## Input records
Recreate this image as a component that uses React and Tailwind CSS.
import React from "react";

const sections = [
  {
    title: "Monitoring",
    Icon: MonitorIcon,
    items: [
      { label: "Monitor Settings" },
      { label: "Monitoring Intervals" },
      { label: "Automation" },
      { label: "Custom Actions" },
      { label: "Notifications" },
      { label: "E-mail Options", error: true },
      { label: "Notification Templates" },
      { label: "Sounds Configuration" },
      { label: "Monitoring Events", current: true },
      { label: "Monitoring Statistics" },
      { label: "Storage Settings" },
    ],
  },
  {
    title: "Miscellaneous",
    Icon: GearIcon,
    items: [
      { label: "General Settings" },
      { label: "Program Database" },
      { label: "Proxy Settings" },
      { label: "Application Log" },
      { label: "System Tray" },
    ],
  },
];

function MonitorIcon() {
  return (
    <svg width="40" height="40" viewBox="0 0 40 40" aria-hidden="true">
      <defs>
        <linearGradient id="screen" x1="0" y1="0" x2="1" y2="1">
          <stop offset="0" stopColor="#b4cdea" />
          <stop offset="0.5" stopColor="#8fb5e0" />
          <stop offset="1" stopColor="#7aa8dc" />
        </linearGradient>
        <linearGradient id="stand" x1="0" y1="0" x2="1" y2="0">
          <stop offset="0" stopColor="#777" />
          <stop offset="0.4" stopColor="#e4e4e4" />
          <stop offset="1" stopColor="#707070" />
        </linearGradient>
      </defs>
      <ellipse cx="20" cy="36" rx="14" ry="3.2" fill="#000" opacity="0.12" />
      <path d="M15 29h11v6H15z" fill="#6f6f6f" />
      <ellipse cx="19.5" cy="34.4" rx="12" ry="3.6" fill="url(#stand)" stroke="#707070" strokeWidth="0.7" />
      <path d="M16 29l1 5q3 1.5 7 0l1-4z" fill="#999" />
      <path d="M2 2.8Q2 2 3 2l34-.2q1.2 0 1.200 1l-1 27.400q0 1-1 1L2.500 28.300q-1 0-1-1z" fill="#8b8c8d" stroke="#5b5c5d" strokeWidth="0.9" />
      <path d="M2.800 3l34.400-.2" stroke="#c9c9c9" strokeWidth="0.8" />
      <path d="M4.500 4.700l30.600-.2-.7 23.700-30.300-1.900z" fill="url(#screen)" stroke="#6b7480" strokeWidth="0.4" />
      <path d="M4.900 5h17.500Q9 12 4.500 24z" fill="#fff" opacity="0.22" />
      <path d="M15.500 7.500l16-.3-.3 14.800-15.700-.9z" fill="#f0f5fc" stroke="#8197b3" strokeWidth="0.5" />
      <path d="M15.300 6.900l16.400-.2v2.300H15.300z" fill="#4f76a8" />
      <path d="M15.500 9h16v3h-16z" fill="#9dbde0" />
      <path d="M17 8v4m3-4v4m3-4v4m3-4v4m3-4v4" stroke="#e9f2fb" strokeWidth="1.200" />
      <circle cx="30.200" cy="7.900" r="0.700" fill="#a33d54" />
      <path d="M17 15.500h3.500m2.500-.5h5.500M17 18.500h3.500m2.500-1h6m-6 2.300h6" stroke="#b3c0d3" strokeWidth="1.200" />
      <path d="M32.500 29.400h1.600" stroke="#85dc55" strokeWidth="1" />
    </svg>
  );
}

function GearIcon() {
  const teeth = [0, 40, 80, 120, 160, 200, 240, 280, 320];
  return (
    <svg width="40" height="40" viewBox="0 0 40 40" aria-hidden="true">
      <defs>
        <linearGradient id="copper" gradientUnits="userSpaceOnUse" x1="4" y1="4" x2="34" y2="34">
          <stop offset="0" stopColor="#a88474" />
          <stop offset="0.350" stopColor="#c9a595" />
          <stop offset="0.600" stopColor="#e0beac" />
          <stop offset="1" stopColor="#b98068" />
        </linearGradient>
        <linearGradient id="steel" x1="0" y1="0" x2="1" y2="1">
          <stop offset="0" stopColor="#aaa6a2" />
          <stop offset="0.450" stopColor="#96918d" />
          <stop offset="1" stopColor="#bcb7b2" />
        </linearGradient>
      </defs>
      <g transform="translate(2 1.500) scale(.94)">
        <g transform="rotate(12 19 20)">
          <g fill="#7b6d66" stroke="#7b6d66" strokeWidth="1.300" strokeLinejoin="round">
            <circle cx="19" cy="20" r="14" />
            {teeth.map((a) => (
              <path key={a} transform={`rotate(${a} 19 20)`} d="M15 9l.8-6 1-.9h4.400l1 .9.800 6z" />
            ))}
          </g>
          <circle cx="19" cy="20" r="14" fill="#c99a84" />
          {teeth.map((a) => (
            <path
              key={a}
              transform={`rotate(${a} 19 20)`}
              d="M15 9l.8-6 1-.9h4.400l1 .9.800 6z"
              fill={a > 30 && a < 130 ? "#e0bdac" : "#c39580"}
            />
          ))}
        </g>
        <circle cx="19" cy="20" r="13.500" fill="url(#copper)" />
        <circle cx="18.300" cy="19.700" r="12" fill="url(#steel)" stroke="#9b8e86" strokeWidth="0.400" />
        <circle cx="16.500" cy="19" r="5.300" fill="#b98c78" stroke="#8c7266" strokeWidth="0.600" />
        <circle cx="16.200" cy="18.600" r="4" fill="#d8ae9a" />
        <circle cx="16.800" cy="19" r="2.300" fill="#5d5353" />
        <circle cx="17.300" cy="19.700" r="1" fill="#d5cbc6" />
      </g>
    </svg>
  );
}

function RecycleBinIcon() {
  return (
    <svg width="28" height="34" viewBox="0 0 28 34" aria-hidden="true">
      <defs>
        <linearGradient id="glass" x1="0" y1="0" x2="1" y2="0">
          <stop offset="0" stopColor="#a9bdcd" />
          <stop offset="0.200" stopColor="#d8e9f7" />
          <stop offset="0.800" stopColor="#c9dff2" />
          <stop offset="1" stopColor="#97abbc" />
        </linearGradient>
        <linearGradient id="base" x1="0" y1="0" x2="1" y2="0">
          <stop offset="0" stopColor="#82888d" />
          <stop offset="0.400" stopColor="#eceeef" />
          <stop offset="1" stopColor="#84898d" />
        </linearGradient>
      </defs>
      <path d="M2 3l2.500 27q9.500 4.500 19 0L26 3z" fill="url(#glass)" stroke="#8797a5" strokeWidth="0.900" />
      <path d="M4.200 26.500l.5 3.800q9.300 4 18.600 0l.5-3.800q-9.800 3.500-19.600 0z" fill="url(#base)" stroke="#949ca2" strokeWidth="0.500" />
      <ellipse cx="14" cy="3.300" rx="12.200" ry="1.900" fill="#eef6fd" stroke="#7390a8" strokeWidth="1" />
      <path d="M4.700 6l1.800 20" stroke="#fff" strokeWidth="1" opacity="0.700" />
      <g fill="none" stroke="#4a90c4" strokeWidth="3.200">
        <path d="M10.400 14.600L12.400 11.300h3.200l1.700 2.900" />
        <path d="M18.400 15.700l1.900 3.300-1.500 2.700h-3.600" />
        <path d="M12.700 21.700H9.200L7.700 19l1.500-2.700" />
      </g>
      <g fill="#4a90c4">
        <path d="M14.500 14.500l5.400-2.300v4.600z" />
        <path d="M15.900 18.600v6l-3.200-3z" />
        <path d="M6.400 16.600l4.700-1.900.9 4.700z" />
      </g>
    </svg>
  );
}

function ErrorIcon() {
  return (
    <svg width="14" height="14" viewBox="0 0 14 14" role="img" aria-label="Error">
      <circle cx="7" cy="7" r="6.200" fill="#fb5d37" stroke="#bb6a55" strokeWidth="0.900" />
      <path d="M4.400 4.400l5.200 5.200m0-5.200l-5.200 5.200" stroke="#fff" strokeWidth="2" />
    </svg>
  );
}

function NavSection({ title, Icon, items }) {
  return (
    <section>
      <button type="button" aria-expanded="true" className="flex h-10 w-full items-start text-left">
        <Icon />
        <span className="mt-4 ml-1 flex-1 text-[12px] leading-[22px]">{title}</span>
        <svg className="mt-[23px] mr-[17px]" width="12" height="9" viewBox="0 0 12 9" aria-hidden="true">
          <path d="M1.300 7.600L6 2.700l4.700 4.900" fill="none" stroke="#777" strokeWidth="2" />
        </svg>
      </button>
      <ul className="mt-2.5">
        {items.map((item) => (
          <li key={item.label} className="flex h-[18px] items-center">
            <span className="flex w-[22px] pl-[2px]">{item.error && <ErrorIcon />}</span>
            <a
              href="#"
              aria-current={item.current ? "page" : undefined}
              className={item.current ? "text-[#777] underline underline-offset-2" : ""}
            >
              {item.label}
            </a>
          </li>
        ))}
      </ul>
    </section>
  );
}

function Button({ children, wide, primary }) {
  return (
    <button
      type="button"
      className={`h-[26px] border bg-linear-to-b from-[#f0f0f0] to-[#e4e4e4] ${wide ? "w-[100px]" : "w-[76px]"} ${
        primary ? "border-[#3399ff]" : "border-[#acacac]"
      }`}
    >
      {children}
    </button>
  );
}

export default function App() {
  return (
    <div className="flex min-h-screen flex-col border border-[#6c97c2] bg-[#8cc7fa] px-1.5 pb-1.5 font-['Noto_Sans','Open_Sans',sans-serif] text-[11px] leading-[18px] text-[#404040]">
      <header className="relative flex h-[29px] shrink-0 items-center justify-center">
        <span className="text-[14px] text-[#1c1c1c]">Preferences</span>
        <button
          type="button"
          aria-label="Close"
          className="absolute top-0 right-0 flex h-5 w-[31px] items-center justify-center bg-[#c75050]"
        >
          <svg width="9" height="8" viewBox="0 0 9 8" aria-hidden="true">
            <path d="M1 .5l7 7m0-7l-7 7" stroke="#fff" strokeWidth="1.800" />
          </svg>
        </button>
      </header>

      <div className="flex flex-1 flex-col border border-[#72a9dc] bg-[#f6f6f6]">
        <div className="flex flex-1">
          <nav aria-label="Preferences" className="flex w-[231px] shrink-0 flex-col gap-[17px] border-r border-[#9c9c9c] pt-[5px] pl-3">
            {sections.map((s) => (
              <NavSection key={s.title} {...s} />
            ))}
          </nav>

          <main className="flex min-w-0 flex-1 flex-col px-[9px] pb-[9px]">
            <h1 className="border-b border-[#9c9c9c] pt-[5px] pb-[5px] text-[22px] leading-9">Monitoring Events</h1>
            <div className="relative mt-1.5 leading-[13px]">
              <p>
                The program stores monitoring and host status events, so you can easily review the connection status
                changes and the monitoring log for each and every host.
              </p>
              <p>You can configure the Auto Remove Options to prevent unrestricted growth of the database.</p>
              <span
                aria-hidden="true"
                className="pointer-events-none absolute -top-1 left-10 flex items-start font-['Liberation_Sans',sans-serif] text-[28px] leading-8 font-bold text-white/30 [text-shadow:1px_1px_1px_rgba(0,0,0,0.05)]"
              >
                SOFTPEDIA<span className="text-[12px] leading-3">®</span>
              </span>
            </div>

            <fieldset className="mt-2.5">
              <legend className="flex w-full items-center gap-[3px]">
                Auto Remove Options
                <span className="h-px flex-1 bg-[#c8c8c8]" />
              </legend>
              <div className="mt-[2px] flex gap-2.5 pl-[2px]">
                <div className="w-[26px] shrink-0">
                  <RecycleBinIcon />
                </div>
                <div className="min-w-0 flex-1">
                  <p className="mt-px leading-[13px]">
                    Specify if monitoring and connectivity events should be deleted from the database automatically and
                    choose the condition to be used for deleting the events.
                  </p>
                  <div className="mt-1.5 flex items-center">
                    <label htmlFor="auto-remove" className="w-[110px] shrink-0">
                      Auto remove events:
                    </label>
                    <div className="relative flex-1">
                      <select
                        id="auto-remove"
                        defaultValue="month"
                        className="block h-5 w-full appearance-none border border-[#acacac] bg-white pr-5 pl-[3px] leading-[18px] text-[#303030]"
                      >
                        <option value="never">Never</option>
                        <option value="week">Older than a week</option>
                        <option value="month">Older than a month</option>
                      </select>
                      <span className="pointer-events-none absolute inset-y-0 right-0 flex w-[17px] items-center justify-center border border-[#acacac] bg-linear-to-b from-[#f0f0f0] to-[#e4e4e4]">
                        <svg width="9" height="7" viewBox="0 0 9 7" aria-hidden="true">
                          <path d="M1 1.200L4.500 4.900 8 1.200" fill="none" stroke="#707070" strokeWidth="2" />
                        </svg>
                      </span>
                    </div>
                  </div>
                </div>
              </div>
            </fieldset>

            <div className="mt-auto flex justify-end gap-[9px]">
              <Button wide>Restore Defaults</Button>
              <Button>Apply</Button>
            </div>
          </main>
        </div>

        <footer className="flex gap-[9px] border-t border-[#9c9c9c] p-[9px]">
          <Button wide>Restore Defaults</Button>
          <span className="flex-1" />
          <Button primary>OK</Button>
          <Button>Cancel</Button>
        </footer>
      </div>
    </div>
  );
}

--

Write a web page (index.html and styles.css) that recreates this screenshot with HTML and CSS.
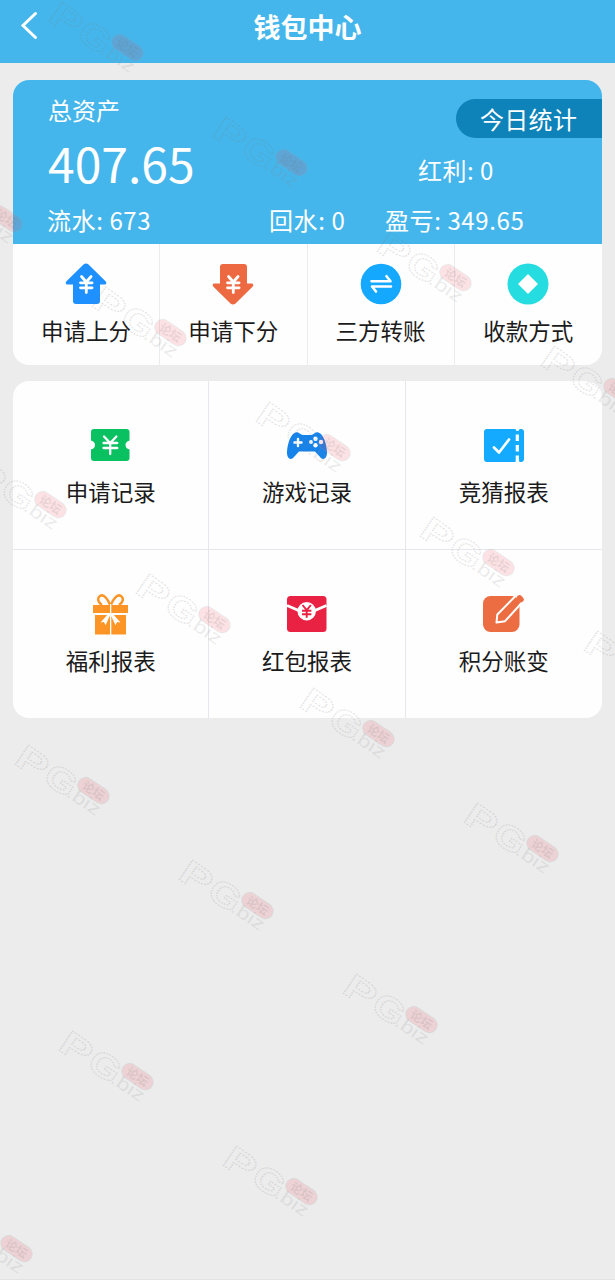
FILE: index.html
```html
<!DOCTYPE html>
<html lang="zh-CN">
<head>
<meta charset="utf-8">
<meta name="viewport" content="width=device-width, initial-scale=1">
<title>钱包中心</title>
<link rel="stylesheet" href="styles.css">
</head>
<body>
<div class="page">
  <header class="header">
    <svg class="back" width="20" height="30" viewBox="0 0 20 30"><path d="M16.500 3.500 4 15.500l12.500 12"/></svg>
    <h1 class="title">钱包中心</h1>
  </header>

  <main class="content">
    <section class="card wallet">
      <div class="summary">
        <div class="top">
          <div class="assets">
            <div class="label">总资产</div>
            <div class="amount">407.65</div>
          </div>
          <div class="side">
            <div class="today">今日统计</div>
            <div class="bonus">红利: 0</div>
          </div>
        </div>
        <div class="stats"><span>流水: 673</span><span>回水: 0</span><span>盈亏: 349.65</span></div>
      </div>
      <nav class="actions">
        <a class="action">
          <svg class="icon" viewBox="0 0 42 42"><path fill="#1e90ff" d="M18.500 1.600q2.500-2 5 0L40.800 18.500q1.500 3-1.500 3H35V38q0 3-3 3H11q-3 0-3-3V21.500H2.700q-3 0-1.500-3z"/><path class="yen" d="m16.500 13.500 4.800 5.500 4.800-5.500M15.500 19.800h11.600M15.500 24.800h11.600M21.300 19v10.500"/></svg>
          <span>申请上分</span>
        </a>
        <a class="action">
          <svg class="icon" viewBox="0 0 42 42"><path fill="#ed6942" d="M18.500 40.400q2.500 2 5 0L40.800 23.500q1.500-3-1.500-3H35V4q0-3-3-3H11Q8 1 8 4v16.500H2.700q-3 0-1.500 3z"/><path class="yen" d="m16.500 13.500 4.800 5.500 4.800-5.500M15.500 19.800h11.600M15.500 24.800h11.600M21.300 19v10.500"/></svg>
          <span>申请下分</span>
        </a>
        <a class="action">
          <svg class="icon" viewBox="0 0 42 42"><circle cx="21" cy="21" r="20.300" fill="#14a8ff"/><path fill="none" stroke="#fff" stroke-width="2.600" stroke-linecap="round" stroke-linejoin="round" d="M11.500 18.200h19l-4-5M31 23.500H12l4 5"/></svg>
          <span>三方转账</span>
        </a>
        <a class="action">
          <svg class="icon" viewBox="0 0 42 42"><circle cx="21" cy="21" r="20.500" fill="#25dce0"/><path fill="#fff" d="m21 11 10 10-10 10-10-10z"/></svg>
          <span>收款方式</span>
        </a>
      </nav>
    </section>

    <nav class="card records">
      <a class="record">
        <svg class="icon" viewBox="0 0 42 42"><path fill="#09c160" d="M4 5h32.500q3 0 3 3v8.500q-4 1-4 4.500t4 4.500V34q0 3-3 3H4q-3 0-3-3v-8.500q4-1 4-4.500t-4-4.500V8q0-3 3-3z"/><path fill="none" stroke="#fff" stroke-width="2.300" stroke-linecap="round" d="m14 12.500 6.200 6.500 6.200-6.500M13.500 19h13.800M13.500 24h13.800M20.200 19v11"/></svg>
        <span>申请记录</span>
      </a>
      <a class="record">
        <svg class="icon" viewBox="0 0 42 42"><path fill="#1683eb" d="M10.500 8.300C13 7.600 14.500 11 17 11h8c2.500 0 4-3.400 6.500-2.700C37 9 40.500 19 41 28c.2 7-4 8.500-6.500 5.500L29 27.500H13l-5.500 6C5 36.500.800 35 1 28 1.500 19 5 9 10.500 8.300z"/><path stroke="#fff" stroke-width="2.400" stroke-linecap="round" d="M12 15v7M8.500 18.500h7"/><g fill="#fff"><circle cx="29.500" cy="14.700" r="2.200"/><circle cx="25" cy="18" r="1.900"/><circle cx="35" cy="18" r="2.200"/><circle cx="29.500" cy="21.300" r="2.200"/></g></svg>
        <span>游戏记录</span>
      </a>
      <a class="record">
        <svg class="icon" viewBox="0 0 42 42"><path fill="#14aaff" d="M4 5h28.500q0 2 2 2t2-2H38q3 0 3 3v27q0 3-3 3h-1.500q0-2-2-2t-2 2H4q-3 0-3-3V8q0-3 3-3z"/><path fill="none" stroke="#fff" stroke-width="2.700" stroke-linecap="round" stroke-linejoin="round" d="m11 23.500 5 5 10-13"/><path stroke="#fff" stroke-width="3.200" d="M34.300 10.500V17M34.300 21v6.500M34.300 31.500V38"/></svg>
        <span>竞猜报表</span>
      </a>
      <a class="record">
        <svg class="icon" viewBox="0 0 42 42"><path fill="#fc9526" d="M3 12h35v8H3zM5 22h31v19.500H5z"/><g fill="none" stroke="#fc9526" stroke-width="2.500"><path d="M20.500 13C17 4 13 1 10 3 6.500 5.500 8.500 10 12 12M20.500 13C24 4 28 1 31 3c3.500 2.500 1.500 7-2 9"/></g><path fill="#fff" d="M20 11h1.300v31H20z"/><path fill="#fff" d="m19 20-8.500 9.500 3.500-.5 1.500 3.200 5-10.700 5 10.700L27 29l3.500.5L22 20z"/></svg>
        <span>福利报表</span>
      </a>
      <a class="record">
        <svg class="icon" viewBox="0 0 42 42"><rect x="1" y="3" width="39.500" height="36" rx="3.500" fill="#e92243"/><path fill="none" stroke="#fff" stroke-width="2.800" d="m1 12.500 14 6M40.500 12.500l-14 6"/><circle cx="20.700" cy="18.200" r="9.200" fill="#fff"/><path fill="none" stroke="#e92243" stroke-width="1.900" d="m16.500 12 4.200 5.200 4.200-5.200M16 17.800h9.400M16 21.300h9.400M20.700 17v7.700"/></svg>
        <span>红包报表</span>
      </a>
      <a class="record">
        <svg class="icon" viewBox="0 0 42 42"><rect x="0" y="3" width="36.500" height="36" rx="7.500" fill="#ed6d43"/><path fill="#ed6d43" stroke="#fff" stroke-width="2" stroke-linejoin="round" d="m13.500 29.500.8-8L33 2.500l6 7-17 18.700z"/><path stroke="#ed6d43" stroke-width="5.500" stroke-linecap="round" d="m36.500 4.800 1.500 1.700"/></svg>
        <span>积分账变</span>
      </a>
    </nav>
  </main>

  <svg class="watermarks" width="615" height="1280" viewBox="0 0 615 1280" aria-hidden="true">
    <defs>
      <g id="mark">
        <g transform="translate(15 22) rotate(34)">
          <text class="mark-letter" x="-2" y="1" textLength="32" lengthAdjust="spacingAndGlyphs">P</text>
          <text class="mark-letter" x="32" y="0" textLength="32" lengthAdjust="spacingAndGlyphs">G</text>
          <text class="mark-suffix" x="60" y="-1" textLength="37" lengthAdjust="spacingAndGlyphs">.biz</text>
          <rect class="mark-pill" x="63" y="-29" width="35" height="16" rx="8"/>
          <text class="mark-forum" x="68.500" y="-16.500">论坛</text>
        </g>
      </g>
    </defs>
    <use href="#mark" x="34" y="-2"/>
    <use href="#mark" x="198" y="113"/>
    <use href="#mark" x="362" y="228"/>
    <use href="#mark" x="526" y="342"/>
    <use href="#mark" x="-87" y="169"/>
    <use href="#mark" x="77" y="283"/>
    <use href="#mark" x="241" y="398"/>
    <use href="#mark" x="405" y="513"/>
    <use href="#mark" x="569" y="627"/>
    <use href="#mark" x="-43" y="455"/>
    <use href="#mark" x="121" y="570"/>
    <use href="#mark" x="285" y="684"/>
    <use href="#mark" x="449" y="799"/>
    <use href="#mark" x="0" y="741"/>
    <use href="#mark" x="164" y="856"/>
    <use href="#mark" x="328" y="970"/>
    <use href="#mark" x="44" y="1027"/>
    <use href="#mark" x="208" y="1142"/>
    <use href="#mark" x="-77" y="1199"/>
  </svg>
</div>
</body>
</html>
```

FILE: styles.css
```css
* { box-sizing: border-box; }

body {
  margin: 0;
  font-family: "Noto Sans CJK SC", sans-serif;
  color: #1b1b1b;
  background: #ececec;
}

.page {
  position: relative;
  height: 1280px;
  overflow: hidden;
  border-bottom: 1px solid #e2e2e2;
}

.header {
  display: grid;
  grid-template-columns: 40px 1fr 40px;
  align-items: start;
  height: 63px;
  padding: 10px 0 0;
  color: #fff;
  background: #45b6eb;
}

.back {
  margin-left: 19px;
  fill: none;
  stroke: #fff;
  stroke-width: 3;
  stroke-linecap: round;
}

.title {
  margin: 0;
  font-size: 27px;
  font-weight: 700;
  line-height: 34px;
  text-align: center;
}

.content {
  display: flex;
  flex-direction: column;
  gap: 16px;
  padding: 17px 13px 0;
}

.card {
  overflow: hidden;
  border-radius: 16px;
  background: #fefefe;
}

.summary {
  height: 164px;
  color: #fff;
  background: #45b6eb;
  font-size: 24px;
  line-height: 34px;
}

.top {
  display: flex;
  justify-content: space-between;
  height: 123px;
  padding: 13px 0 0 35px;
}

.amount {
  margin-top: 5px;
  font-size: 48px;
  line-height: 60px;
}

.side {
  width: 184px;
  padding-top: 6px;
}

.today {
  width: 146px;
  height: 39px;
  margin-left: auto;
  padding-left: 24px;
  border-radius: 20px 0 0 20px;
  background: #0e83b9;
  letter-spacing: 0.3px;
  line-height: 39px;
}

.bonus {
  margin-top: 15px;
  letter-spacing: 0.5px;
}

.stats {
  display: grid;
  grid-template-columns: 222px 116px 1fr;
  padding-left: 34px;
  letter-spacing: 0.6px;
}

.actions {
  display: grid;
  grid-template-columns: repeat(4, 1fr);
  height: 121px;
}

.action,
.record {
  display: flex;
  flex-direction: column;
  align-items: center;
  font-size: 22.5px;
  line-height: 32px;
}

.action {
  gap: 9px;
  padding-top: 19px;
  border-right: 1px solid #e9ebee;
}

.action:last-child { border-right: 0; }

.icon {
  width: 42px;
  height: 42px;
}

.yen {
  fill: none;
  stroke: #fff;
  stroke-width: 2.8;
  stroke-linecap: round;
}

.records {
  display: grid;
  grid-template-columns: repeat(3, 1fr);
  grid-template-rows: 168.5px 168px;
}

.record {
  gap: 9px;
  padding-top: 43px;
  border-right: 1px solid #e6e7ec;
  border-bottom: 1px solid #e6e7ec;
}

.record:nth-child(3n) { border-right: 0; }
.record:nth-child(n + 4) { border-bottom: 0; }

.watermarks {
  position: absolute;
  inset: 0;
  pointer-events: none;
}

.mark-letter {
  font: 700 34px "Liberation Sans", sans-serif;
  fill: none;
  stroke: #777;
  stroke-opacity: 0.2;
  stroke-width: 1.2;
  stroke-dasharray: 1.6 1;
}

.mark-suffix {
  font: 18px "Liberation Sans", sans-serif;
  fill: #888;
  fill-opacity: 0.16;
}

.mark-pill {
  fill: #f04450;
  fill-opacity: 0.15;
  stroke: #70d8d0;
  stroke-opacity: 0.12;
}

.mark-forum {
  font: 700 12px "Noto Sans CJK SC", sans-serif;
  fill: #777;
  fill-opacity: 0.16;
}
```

## What is being asked
Quote exactly the lines running from the line with "Recreate this image" through the line with "import React from", both ends included, and nothing more.

## Result
Recreate this image as a component that uses React and Tailwind CSS.
import React from "react";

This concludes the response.